Brief: Copy all of the material exactly. Pictures are not to appear in the copy.
______
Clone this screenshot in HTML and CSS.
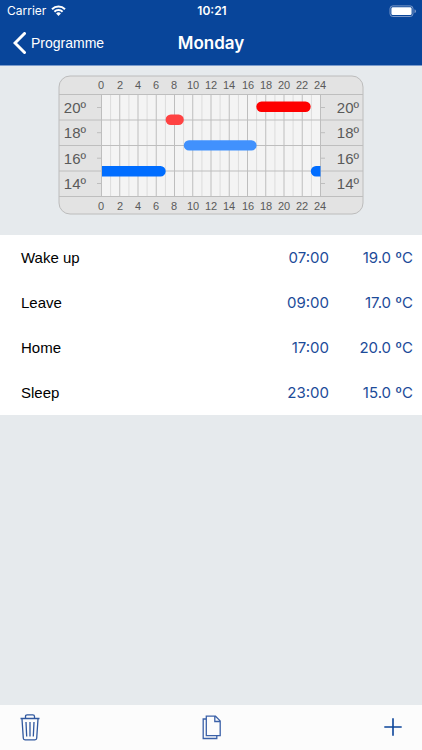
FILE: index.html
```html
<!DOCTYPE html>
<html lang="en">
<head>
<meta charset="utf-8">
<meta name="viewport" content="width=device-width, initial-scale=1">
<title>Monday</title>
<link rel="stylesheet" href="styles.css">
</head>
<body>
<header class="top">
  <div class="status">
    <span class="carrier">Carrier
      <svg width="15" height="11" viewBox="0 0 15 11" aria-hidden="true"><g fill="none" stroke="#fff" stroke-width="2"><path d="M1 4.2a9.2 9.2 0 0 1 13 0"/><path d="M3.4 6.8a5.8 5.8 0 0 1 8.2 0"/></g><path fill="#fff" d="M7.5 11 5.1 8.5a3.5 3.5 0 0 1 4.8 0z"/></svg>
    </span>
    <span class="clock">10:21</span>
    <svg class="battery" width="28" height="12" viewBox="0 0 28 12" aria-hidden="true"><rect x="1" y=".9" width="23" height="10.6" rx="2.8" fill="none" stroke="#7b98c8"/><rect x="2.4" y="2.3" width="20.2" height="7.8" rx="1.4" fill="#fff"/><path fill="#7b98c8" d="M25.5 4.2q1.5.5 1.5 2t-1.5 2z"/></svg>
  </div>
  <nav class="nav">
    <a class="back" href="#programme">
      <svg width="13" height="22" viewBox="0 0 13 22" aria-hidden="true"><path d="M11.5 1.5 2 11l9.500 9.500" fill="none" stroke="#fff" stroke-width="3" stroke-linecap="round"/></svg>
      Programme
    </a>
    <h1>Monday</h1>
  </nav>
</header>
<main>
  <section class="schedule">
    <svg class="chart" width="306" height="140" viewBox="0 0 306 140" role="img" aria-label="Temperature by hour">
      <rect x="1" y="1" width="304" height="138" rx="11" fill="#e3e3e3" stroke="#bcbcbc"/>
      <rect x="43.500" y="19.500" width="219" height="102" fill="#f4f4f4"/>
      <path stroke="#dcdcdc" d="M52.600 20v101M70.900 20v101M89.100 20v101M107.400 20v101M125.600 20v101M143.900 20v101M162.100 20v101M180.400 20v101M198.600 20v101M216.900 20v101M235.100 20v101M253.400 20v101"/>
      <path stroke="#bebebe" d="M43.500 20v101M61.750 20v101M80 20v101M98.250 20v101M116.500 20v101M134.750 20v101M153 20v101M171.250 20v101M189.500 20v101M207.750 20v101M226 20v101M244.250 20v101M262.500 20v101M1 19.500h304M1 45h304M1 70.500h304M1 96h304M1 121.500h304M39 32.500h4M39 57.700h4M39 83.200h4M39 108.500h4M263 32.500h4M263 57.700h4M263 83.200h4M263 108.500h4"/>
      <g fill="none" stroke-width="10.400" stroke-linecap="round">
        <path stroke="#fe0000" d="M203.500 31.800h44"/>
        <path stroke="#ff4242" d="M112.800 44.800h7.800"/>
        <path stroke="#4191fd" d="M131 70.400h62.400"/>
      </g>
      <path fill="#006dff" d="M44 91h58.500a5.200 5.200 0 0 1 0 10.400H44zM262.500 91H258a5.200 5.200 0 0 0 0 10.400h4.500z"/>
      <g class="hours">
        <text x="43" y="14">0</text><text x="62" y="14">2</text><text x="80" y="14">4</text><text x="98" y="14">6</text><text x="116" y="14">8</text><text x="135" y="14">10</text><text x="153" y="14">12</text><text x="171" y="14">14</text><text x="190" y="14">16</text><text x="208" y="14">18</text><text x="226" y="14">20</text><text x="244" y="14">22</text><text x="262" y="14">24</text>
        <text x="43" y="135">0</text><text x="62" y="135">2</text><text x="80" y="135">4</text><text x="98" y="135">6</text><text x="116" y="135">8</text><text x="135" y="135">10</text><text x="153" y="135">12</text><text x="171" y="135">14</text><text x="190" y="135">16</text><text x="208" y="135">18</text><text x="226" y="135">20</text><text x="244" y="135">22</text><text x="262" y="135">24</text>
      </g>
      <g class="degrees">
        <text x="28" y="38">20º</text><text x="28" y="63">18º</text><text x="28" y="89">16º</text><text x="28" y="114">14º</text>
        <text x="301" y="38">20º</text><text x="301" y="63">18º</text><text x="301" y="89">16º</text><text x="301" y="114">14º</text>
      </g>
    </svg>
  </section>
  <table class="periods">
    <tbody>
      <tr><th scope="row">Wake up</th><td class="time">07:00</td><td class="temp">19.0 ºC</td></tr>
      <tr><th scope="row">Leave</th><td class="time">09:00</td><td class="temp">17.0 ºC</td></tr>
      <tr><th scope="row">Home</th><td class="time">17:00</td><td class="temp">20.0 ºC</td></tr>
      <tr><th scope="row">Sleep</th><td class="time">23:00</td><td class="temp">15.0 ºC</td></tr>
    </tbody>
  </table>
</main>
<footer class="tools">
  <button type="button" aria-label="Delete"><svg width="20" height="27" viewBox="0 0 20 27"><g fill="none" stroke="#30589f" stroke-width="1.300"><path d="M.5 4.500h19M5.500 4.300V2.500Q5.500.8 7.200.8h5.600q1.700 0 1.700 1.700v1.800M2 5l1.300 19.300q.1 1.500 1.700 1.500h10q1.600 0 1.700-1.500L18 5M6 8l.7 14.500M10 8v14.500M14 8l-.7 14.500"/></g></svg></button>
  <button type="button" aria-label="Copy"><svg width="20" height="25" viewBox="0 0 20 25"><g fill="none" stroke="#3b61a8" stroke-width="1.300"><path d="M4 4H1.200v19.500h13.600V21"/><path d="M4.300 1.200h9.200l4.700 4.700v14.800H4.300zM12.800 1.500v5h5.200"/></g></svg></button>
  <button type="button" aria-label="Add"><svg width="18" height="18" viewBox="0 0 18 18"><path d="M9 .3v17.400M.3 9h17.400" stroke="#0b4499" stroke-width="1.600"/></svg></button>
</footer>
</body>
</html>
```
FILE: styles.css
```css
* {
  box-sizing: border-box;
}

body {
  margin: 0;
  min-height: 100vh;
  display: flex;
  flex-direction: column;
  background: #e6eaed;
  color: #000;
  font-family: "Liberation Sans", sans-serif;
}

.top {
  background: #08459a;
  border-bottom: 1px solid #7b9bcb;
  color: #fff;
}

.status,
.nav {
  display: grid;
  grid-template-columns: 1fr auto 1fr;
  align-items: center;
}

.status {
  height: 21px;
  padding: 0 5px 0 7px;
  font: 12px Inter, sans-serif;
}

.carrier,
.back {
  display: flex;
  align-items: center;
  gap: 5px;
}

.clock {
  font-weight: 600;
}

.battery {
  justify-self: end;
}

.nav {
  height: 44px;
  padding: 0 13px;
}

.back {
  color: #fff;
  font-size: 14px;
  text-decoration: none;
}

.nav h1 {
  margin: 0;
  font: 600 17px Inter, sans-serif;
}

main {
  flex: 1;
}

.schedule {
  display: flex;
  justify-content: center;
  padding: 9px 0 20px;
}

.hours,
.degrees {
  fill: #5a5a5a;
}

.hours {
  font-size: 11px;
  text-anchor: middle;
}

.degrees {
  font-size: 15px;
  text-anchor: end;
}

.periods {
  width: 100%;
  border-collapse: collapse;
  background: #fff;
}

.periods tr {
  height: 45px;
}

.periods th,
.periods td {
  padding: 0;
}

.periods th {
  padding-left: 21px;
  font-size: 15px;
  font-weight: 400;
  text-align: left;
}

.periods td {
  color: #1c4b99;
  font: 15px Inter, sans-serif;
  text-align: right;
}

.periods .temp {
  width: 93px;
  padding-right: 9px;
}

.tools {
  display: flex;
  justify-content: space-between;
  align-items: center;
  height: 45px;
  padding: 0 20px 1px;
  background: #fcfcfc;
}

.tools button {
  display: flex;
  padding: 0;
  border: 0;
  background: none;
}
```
______
Task answer:
Clone this screenshot in HTML and CSS.
FILE: index.html
```html
<!DOCTYPE html>
<html lang="en">
<head>
<meta charset="utf-8">
<meta name="viewport" content="width=device-width, initial-scale=1">
<title>Monday</title>
<link rel="stylesheet" href="styles.css">
</head>
<body>
<header class="top">
  <div class="status">
    <span class="carrier">Carrier
      <svg width="15" height="11" viewBox="0 0 15 11" aria-hidden="true"><g fill="none" stroke="#fff" stroke-width="2"><path d="M1 4.2a9.2 9.2 0 0 1 13 0"/><path d="M3.4 6.8a5.8 5.8 0 0 1 8.2 0"/></g><path fill="#fff" d="M7.5 11 5.1 8.5a3.5 3.5 0 0 1 4.8 0z"/></svg>
    </span>
    <span class="clock">10:21</span>
    <svg class="battery" width="28" height="12" viewBox="0 0 28 12" aria-hidden="true"><rect x="1" y=".9" width="23" height="10.6" rx="2.8" fill="none" stroke="#7b98c8"/><rect x="2.4" y="2.3" width="20.2" height="7.8" rx="1.4" fill="#fff"/><path fill="#7b98c8" d="M25.5 4.2q1.5.5 1.5 2t-1.5 2z"/></svg>
  </div>
  <nav class="nav">
    <a class="back" href="#programme">
      <svg width="13" height="22" viewBox="0 0 13 22" aria-hidden="true"><path d="M11.5 1.5 2 11l9.500 9.500" fill="none" stroke="#fff" stroke-width="3" stroke-linecap="round"/></svg>
      Programme
    </a>
    <h1>Monday</h1>
  </nav>
</header>
<main>
  <section class="schedule">
    <svg class="chart" width="306" height="140" viewBox="0 0 306 140" role="img" aria-label="Temperature by hour">
      <rect x="1" y="1" width="304" height="138" rx="11" fill="#e3e3e3" stroke="#bcbcbc"/>
      <rect x="43.500" y="19.500" width="219" height="102" fill="#f4f4f4"/>
      <path stroke="#dcdcdc" d="M52.600 20v101M70.900 20v101M89.100 20v101M107.400 20v101M125.600 20v101M143.900 20v101M162.100 20v101M180.400 20v101M198.600 20v101M216.900 20v101M235.100 20v101M253.400 20v101"/>
      <path stroke="#bebebe" d="M43.500 20v101M61.750 20v101M80 20v101M98.250 20v101M116.500 20v101M134.750 20v101M153 20v101M171.250 20v101M189.500 20v101M207.750 20v101M226 20v101M244.250 20v101M262.500 20v101M1 19.500h304M1 45h304M1 70.500h304M1 96h304M1 121.500h304M39 32.500h4M39 57.700h4M39 83.200h4M39 108.500h4M263 32.500h4M263 57.700h4M263 83.200h4M263 108.500h4"/>
      <g fill="none" stroke-width="10.400" stroke-linecap="round">
        <path stroke="#fe0000" d="M203.500 31.800h44"/>
        <path stroke="#ff4242" d="M112.800 44.800h7.800"/>
        <path stroke="#4191fd" d="M131 70.400h62.400"/>
      </g>
      <path fill="#006dff" d="M44 91h58.500a5.200 5.200 0 0 1 0 10.400H44zM262.500 91H258a5.200 5.200 0 0 0 0 10.400h4.500z"/>
      <g class="hours">
        <text x="43" y="14">0</text><text x="62" y="14">2</text><text x="80" y="14">4</text><text x="98" y="14">6</text><text x="116" y="14">8</text><text x="135" y="14">10</text><text x="153" y="14">12</text><text x="171" y="14">14</text><text x="190" y="14">16</text><text x="208" y="14">18</text><text x="226" y="14">20</text><text x="244" y="14">22</text><text x="262" y="14">24</text>
        <text x="43" y="135">0</text><text x="62" y="135">2</text><text x="80" y="135">4</text><text x="98" y="135">6</text><text x="116" y="135">8</text><text x="135" y="135">10</text><text x="153" y="135">12</text><text x="171" y="135">14</text><text x="190" y="135">16</text><text x="208" y="135">18</text><text x="226" y="135">20</text><text x="244" y="135">22</text><text x="262" y="135">24</text>
      </g>
      <g class="degrees">
        <text x="28" y="38">20º</text><text x="28" y="63">18º</text><text x="28" y="89">16º</text><text x="28" y="114">14º</text>
        <text x="301" y="38">20º</text><text x="301" y="63">18º</text><text x="301" y="89">16º</text><text x="301" y="114">14º</text>
      </g>
    </svg>
  </section>
  <table class="periods">
    <tbody>
      <tr><th scope="row">Wake up</th><td class="time">07:00</td><td class="temp">19.0 ºC</td></tr>
      <tr><th scope="row">Leave</th><td class="time">09:00</td><td class="temp">17.0 ºC</td></tr>
      <tr><th scope="row">Home</th><td class="time">17:00</td><td class="temp">20.0 ºC</td></tr>
      <tr><th scope="row">Sleep</th><td class="time">23:00</td><td class="temp">15.0 ºC</td></tr>
    </tbody>
  </table>
</main>
<footer class="tools">
  <button type="button" aria-label="Delete"><svg width="20" height="27" viewBox="0 0 20 27"><g fill="none" stroke="#30589f" stroke-width="1.300"><path d="M.5 4.500h19M5.500 4.300V2.500Q5.500.8 7.200.8h5.600q1.700 0 1.700 1.700v1.800M2 5l1.300 19.300q.1 1.500 1.700 1.500h10q1.600 0 1.700-1.500L18 5M6 8l.7 14.500M10 8v14.500M14 8l-.7 14.500"/></g></svg></button>
  <button type="button" aria-label="Copy"><svg width="20" height="25" viewBox="0 0 20 25"><g fill="none" stroke="#3b61a8" stroke-width="1.300"><path d="M4 4H1.200v19.500h13.600V21"/><path d="M4.300 1.200h9.200l4.700 4.700v14.800H4.300zM12.800 1.500v5h5.200"/></g></svg></button>
  <button type="button" aria-label="Add"><svg width="18" height="18" viewBox="0 0 18 18"><path d="M9 .3v17.400M.3 9h17.400" stroke="#0b4499" stroke-width="1.600"/></svg></button>
</footer>
</body>
</html>
```
FILE: styles.css
```css
* {
  box-sizing: border-box;
}

body {
  margin: 0;
  min-height: 100vh;
  display: flex;
  flex-direction: column;
  background: #e6eaed;
  color: #000;
  font-family: "Liberation Sans", sans-serif;
}

.top {
  background: #08459a;
  border-bottom: 1px solid #7b9bcb;
  color: #fff;
}

.status,
.nav {
  display: grid;
  grid-template-columns: 1fr auto 1fr;
  align-items: center;
}

.status {
  height: 21px;
  padding: 0 5px 0 7px;
  font: 12px Inter, sans-serif;
}

.carrier,
.back {
  display: flex;
  align-items: center;
  gap: 5px;
}

.clock {
  font-weight: 600;
}

.battery {
  justify-self: end;
}

.nav {
  height: 44px;
  padding: 0 13px;
}

.back {
  color: #fff;
  font-size: 14px;
  text-decoration: none;
}

.nav h1 {
  margin: 0;
  font: 600 17px Inter, sans-serif;
}

main {
  flex: 1;
}

.schedule {
  display: flex;
  justify-content: center;
  padding: 9px 0 20px;
}

.hours,
.degrees {
  fill: #5a5a5a;
}

.hours {
  font-size: 11px;
  text-anchor: middle;
}

.degrees {
  font-size: 15px;
  text-anchor: end;
}

.periods {
  width: 100%;
  border-collapse: collapse;
  background: #fff;
}

.periods tr {
  height: 45px;
}

.periods th,
.periods td {
  padding: 0;
}

.periods th {
  padding-left: 21px;
  font-size: 15px;
  font-weight: 400;
  text-align: left;
}

.periods td {
  color: #1c4b99;
  font: 15px Inter, sans-serif;
  text-align: right;
}

.periods .temp {
  width: 93px;
  padding-right: 9px;
}

.tools {
  display: flex;
  justify-content: space-between;
  align-items: center;
  height: 45px;
  padding: 0 20px 1px;
  background: #fcfcfc;
}

.tools button {
  display: flex;
  padding: 0;
  border: 0;
  background: none;
}
```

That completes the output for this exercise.